Soon, Margaret's mother throws her out of the house so she goes to stay at a hotel and, later, when Margaret takes a stroll on the crowded boardwalk, she is approached by a woman who thinks that Jesus spoke to her through the saucer. She believes that Margaret has the power to heal but Margaret flees in tears. At her hotel room, she writes a few notes and bottles them to throw in the ocean. The next day, a handsome patron at the restaurant asks her out on a date. Excited, Margaret buys a new outfit for the evening and the date is initially enjoyable for her until he questions her about the saucer's message. Margaret realizes that her date is not interested in her as a person, but only wants to know about the saucer. She immediately ends the date and goes home to cry herself to sleep.

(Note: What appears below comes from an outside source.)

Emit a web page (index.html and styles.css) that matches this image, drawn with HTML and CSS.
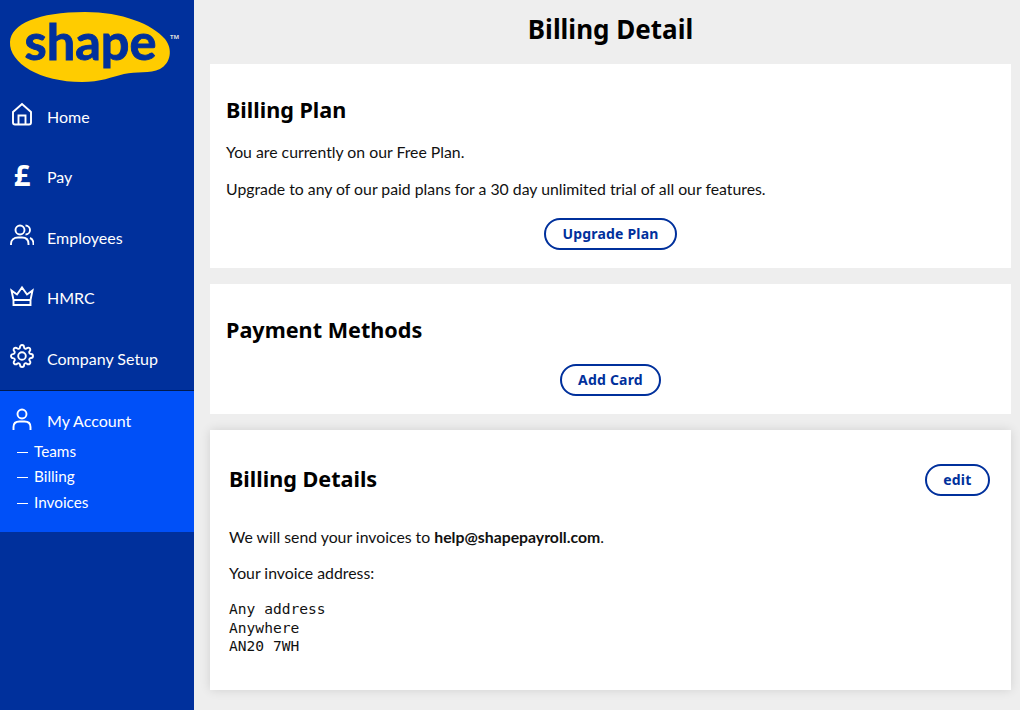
FILE: index.html
```html
<!DOCTYPE html>
<html lang="en">
<head>
    <meta charset="UTF-8">
    <title>Billing Detail</title>
    <link rel="stylesheet" href="styles.css">
</head>
<body>
    <nav class="sidebar">
        <div class="logo">
            <svg width="184" height="86" viewBox="0 0 184 86">
                <path fill="#ffcc00" d="M10 42C11 24 38 12 85 12C122 12 152 24 165 39C173 49 171 63 160 69C150 74 136 71 124 74C112 77 100 82 82 82C40 82 9 63 10 42Z"/>
                <text class="logo-word" x="24.500" y="60">shape</text>
                <text class="logo-tm" x="170" y="39">TM</text>
            </svg>
        </div>
        <a class="nav-item">
            <svg class="nav-icon" viewBox="0 0 24 24"><path d="M3 10 12 2l9 8V20.500a2 2 0 0 1-2 2H5a2 2 0 0 1-2-2ZM8.500 22.500V13.500h7v9"/></svg>
            <span>Home</span>
        </a>
        <a class="nav-item">
            <span class="nav-icon pound">£</span>
            <span>Pay</span>
        </a>
        <a class="nav-item">
            <svg class="nav-icon" viewBox="0 0 24 24"><circle cx="10" cy="7" r="4.500"/><path d="M1 22v-1c0-4 3-6.500 7-6.500h4c4 0 6.500 2.500 6.500 6.500v1M15.500 2.500a4.500 4.500 0 0 1 0 9M20 15c2.500 1 3.500 3 3.500 6v1"/></svg>
            <span>Employees</span>
        </a>
        <a class="nav-item">
            <svg class="nav-icon" viewBox="0 0 24 24"><path d="M3.500 16 1.500 6.500l5.500 4L12 3.500l5 7 5.500-4-2 9.500ZM3.500 16v5h17v-5"/></svg>
            <span>HMRC</span>
        </a>
        <a class="nav-item">
            <svg class="nav-icon" viewBox="0 0 24 24"><circle cx="12" cy="12" r="3.800"/><path d="M19.400 15a1.650 1.650 0 0 0 .33 1.820l.06.06a2 2 0 0 1 0 2.830 2 2 0 0 1-2.830 0l-.06-.06a1.650 1.650 0 0 0-1.820-.33 1.650 1.650 0 0 0-1 1.510V21a2 2 0 0 1-2 2 2 2 0 0 1-2-2v-.09A1.650 1.650 0 0 0 9 19.400a1.650 1.650 0 0 0-1.820.33l-.06.06a2 2 0 0 1-2.830 0 2 2 0 0 1 0-2.830l.06-.06a1.650 1.650 0 0 0 .33-1.820 1.650 1.650 0 0 0-1.510-1H3a2 2 0 0 1-2-2 2 2 0 0 1 2-2h.09A1.650 1.650 0 0 0 4.600 9a1.650 1.650 0 0 0-.33-1.820l-.06-.06a2 2 0 0 1 0-2.830 2 2 0 0 1 2.830 0l.06.06a1.650 1.650 0 0 0 1.820.33H9a1.650 1.650 0 0 0 1-1.510V3a2 2 0 0 1 2-2 2 2 0 0 1 2 2v.09a1.650 1.650 0 0 0 1 1.510 1.650 1.650 0 0 0 1.820-.33l.06-.06a2 2 0 0 1 2.830 0 2 2 0 0 1 0 2.830l-.06.06a1.650 1.650 0 0 0-.33 1.820V9a1.650 1.650 0 0 0 1.510 1H21a2 2 0 0 1 2 2 2 2 0 0 1-2 2h-.09a1.650 1.650 0 0 0-1.510 1z"/></svg>
            <span>Company Setup</span>
        </a>
        <div class="account">
            <a class="nav-item account-head">
                <svg class="nav-icon" viewBox="0 0 24 24"><circle cx="12" cy="7" r="4.500"/><path d="M3.500 23v-3c0-3.500 2.500-5.500 6-5.500h5c3.500 0 6 2 6 5.500v3"/></svg>
                <span>My Account</span>
            </a>
            <ul class="subnav">
                <li>Teams</li>
                <li>Billing</li>
                <li>Invoices</li>
            </ul>
        </div>
    </nav>

    <main class="content">
        <h1>Billing Detail</h1>

        <section class="card plan-card">
            <h2>Billing Plan</h2>
            <p>You are currently on our Free Plan.</p>
            <p>Upgrade to any of our paid plans for a 30 day unlimited trial of all our features.</p>
            <div class="actions"><button class="btn">Upgrade Plan</button></div>
        </section>

        <section class="card methods-card">
            <h2>Payment Methods</h2>
            <div class="actions"><button class="btn">Add Card</button></div>
        </section>

        <section class="card details-card">
            <div class="details-head">
                <h2>Billing Details</h2>
                <button class="btn">edit</button>
            </div>
            <p>We will send your invoices to <strong>help@shapepayroll.com</strong>.</p>
            <p>Your invoice address:</p>
            <pre>Any address
Anywhere
AN20 7WH</pre>
        </section>
    </main>
</body>
</html>
```

FILE: styles.css
```css
html, body {
    height: 100%;
}
body {
    margin: 0;
    display: flex;
    overflow: hidden;
    background-color: #eeeeee;
    color: #111111;
    font-family: Lato, sans-serif;
    font-size: 15.800px;
}
.sidebar {
    width: 194px;
    flex-shrink: 0;
    background-color: #00309c;
    color: white;
}
.logo {
    height: 86px;
}
.logo svg {
    display: block;
}
.logo-word {
    font-family: Lato, sans-serif;
    font-weight: 700;
    font-size: 50.500px;
    fill: #00309c;
    stroke: #00309c;
    stroke-width: 0.900;
}
.logo-tm {
    font-family: "Noto Sans", sans-serif;
    font-weight: 700;
    font-size: 6px;
    fill: #dddddd;
}
.nav-item {
    display: flex;
    align-items: center;
    height: 60.500px;
    padding-left: 10px;
    font-size: 16px;
}
.nav-icon {
    width: 24px;
    height: 24px;
    margin-top: -4px;
    margin-right: 13px;
    flex-shrink: 0;
    fill: none;
    stroke: white;
    stroke-width: 1.900;
}
.pound {
    font-family: "Noto Sans", sans-serif;
    font-weight: 700;
    font-size: 29px;
    line-height: 24px;
    text-align: center;
}
.account {
    height: 141px;
    margin-top: 1.500px;
    border-top: 1px solid #001a4d;
    background-color: #0050f8;
}
.account-head {
    height: 59px;
}
.subnav {
    list-style: none;
    margin: -11.500px 0 0;
    padding: 0 0 0 17px;
    font-size: 15.300px;
}
.subnav li {
    height: 25.500px;
    line-height: 25.500px;
}
.subnav li::before {
    content: "";
    display: inline-block;
    width: 11px;
    height: 1px;
    margin-right: 6px;
    background-color: white;
    vertical-align: 4px;
}
.content {
    flex: 1;
    padding: 0 9px 0 16px;
}
h1 {
    margin: 0;
    height: 64px;
    line-height: 58px;
    text-align: center;
    font-family: "Noto Sans", sans-serif;
    font-weight: 700;
    font-size: 26px;
    color: black;
}
h2 {
    margin: 0;
    font-family: "Noto Sans", sans-serif;
    font-weight: 700;
    font-size: 21.600px;
    line-height: 30px;
    color: black;
}
p {
    margin: 0 0 15px;
    line-height: 22px;
}
.card {
    background-color: white;
    padding: 0 16px;
    margin-bottom: 16px;
    box-sizing: border-box;
}
.plan-card {
    height: 204px;
    padding-top: 31px;
}
.plan-card h2 {
    margin-bottom: 16px;
}
.plan-card .actions {
    margin-top: 18px;
}
.methods-card {
    height: 130px;
    padding-top: 31px;
}
.methods-card h2 {
    margin-bottom: 19px;
}
.details-card {
    height: 260px;
    padding: 34px 21px 0 19px;
    box-shadow: 0 0 10px rgba(0, 0, 0, 0.12);
}
.details-card p {
    margin-bottom: 14px;
}
.details-head {
    display: flex;
    justify-content: space-between;
    align-items: center;
    margin-bottom: 30px;
}
.details-head h2 {
    margin-top: -2px;
}
.actions {
    display: flex;
    justify-content: center;
}
.btn {
    height: 32px;
    padding: 0 16.500px;
    background-color: white;
    border: 2px solid #00309c;
    border-radius: 16px;
    color: #00309c;
    font-family: "Noto Sans", sans-serif;
    font-weight: 700;
    font-size: 14px;
    letter-spacing: 0.200px;
    line-height: 24px;
}
pre {
    margin: 16px 0 0;
    font-family: "DejaVu Sans Mono", monospace;
    font-size: 14.600px;
    line-height: 18.500px;
}
```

Desperate and without hope, Margaret walks along the beach late at night and decides to commit suicide. She walks into the ocean but a man comes from behind and pulls her out. He explains that he found one of her bottles and was touched by the message. She tells him that it was the only thing she could call her own and the only thing she could do for another like herself. The man says that when he read it, he knew it was connected to the saucer and the words were like a song. Margaret explains that the saucer was just an interstellar message in a bottle—just like the bottles she threw into the ocean. Her messages were her own words—an imperfect translation of the saucer's message. She shows the man the actual message which takes the form of a glowing orb in the palm of her hand. They caress the orb together and then it slowly disappears. Margaret and the man walk away together with his arm around her.
The episode differs from the short story it was adapted from due to requirements for storytelling on television. For instance, the loneliness of the woman is obvious from the beginning of the episode, as opposed to the gradual reveal in the short story. The time frame is shorter, too, and the episode adds a resolution with the orb which was not present in the original story.